(Given exercise):
Locate each line below that includes "this" and reproduce it.

(Interface markup and scripts):

━━━━━━

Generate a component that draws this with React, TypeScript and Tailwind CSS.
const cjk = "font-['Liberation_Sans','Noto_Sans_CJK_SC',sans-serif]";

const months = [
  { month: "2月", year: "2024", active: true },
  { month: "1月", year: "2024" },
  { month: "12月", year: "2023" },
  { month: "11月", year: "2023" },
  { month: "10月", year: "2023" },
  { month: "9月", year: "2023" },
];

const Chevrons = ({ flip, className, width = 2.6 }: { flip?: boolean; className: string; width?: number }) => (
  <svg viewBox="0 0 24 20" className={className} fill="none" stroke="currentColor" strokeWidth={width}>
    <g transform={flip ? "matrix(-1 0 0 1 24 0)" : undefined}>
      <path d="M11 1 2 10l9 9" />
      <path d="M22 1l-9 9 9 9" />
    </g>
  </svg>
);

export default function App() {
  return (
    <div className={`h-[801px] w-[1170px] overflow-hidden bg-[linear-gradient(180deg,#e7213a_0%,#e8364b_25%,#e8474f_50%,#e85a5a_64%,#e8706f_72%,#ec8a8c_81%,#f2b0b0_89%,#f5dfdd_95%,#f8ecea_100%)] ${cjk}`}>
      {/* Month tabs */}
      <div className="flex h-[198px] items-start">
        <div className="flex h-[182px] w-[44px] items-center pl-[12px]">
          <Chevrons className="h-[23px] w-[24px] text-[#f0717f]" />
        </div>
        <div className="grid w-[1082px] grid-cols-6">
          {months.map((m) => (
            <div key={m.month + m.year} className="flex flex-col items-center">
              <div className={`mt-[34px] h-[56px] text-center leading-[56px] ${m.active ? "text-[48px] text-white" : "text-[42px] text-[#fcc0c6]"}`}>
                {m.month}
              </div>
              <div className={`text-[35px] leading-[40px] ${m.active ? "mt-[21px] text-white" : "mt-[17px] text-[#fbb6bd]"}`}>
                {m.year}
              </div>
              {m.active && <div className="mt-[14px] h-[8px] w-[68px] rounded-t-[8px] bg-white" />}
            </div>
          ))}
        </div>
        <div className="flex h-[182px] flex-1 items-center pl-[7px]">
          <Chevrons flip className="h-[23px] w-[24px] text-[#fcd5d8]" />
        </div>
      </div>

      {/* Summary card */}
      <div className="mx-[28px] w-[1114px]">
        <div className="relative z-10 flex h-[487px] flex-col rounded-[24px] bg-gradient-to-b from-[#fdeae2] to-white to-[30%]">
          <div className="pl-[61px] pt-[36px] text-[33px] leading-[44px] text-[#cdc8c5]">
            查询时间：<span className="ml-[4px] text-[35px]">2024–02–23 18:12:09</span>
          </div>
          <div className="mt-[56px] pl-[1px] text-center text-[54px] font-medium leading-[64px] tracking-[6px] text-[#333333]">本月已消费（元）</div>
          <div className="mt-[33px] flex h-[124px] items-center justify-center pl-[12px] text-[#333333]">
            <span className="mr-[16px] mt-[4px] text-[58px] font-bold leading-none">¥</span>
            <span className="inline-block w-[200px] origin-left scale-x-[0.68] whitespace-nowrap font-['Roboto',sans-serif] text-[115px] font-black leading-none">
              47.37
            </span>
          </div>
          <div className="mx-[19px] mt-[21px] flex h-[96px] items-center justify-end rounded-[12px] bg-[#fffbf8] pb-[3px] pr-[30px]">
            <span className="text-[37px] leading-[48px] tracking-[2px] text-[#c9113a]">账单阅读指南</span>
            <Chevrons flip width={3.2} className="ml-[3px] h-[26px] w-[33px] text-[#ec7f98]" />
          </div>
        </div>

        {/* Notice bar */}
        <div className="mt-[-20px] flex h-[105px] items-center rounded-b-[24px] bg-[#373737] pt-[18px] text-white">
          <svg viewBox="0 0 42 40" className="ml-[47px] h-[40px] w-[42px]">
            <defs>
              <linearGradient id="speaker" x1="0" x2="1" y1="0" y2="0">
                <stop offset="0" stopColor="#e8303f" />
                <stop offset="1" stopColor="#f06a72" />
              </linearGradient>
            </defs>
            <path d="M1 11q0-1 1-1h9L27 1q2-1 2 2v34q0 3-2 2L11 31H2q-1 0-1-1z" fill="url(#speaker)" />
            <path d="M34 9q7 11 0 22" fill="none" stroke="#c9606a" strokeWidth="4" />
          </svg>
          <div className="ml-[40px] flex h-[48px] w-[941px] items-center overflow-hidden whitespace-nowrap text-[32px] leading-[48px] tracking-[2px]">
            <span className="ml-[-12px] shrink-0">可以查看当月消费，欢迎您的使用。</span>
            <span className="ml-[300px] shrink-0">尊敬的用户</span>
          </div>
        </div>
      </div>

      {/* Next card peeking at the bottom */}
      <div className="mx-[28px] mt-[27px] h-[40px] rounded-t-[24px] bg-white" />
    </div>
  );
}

━━━━━━

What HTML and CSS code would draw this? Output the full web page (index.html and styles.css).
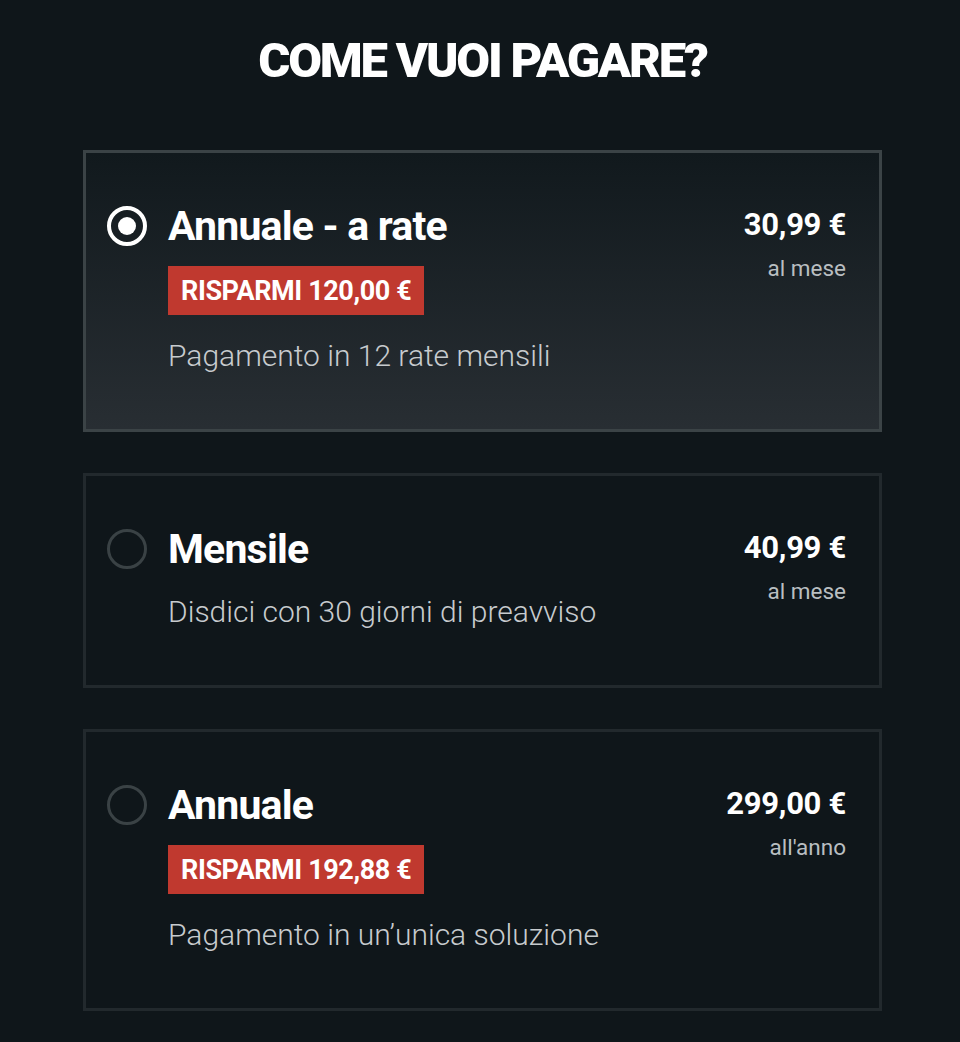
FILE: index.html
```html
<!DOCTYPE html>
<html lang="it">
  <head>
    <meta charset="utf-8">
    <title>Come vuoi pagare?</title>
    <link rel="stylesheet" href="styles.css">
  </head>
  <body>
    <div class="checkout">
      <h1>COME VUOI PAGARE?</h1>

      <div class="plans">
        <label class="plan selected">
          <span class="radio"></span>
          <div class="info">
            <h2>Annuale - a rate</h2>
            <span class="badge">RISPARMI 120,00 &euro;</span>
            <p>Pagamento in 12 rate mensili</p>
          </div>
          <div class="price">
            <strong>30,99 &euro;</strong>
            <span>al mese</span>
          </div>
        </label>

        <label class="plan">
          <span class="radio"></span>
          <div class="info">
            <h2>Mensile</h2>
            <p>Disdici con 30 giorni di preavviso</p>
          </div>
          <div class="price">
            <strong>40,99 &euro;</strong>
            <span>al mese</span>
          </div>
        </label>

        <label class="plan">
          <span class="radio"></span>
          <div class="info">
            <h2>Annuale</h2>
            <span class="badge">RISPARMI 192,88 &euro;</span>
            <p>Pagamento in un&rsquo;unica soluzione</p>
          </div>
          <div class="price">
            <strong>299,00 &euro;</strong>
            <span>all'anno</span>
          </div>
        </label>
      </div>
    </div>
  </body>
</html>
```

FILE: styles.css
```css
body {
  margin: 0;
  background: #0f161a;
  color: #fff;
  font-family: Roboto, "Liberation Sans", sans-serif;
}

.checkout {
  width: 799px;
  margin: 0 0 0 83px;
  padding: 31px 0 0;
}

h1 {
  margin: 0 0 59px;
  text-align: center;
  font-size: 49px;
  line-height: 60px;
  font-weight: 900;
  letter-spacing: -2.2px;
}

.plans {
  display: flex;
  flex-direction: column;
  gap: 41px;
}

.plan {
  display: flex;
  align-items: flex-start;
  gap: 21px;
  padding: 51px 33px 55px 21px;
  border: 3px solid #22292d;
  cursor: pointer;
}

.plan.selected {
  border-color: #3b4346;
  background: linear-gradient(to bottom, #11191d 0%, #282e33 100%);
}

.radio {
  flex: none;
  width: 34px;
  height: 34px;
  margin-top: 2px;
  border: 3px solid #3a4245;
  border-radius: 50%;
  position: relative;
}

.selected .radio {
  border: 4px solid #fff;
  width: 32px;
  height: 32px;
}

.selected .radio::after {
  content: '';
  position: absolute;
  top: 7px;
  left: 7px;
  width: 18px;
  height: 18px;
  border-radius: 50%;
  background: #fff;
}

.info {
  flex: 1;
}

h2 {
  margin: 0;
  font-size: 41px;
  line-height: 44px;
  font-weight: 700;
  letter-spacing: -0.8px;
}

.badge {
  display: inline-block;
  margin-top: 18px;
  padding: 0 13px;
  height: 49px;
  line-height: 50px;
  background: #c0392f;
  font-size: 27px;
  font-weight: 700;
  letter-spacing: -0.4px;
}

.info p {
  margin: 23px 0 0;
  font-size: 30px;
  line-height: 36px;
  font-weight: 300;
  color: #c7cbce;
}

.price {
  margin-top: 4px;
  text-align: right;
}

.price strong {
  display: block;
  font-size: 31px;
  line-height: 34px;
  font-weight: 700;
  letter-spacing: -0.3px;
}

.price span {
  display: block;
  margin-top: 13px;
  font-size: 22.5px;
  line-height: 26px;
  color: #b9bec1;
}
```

━━━━━━

(Right answer):
Generate a component that draws this with React, TypeScript and Tailwind CSS.
What HTML and CSS code would draw this? Output the full web page (index.html and styles.css).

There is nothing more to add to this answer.